As this reverence of Demeter for her own mother carries the sacredness of
maternity a generation further back, so it is carried a generation further forward by the refusal of Persephone to return permanently to the upper world. Having eaten pomegranate seeds, the legend says, she will go back to her
husband. But the pomegranate is the symbol of the felicities of marriage, and
its promise of offspring. Thus on every side it is maternity which is canonized in the myth of Demeter, and the concentration on this of every quality of
her nature makes her stand the immortal representative of woman as mother.
This is the central symbol of the Eleusinian mysteries, ranking first among
the religious ceremonials of Greece. The Mother and Daughter, on Athenian lips, mean always Demeter and Persephone; and through them this relation is glorified, as wifehood becomes sublime in Hera, love in Aphrodite, and maidenhood, active or contemplative, in Artemis and Athena.
But besides these five attitudes of
woman as girl, maiden, lover, wife, and
mother, there must be finally one which shall comprise, all of these, and may
outlast them all. HESTIA, or Vesta, is the sister of Zeus, but not his wife like Hera, nor his symbolical mistress like Demeter; nay, when sought in marriage by Phozbus and Poseidon, she has sworn by the head of Zeus to be a virgin forever. She represents woman as queen of home. Houses are her invention. No separate temple is built to her, for every hearth is her altar; no special sacrifices are offered, for she has the first share of every sacrifice. Every time the household meets before the hearth, she is named, and the meal becomes thereby an act of worship. Every in-door oath must be sworn by her.

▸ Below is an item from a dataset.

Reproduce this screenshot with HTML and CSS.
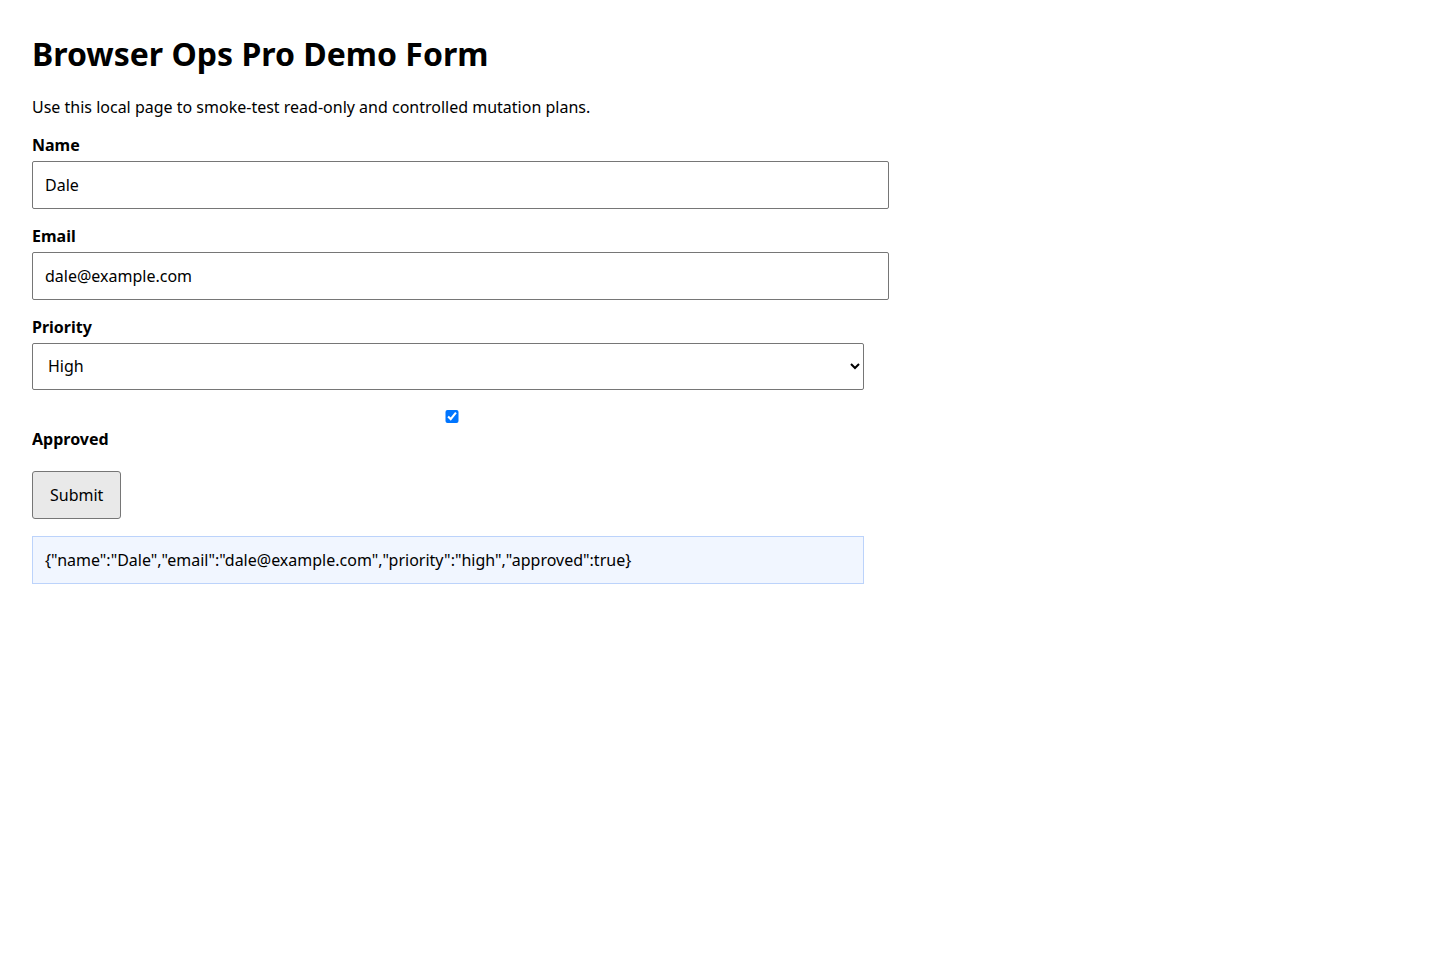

The worst criminal who enters the house and touches the hearth is sacred for her sake.
On the eighth day of the Greek baby's life comes its baptism before Hestia, not with water but with fire, -- the
ceremony of the Amphidromia, when
the nurse and all the women of the
house bear the little one to the hearth.
Laying aside their clothing, -- because
this is the intimate domestic ritual,
when body and soul are consecrated in
their uncovered purity, -- they pass in
procession round the central flame, and
thenceforth Hestia is the protectress
of the child.
And observe how beautifully this
sublime protection of the hearth is spread yet further. As the city itself is but an extended family, so the city also has its sacred hearth, where the public fire is kept burning, and the public suppliants come. The fugitive
entering the town comes here for safety, and is unmolested. Foreign ambassadors are here met and greeted by the magistrates. If a colony goes forth,
the emigrants take coals from the public hearth of the town they leave. Hestia's fire must never go out; if it does,
it must only be rekindled from the sun.
Thus in Greece, as in Rome afterwards, the vestal virgins guard the central sacredness of the state. Hence the fearful penalty on their misdeeds,
and the vast powers they hold. So incarnated in them is the power of the
hearth that they bear it with them,
and if they meet a criminal, he must
be set free. I know no symbol of the
power of a sublime womanhood like
that, -- the assumption that vice cannot
live in its presence, but is transformed
to virtue. Could any woman once be
lifted to a realizing sense of power like
that, she might willingly accept the
accompanying penalty of transgression.
She never would transgress.
------
[1] [Gk. transliteration:] Arrêtois gonais, Hymn XXIX. 7.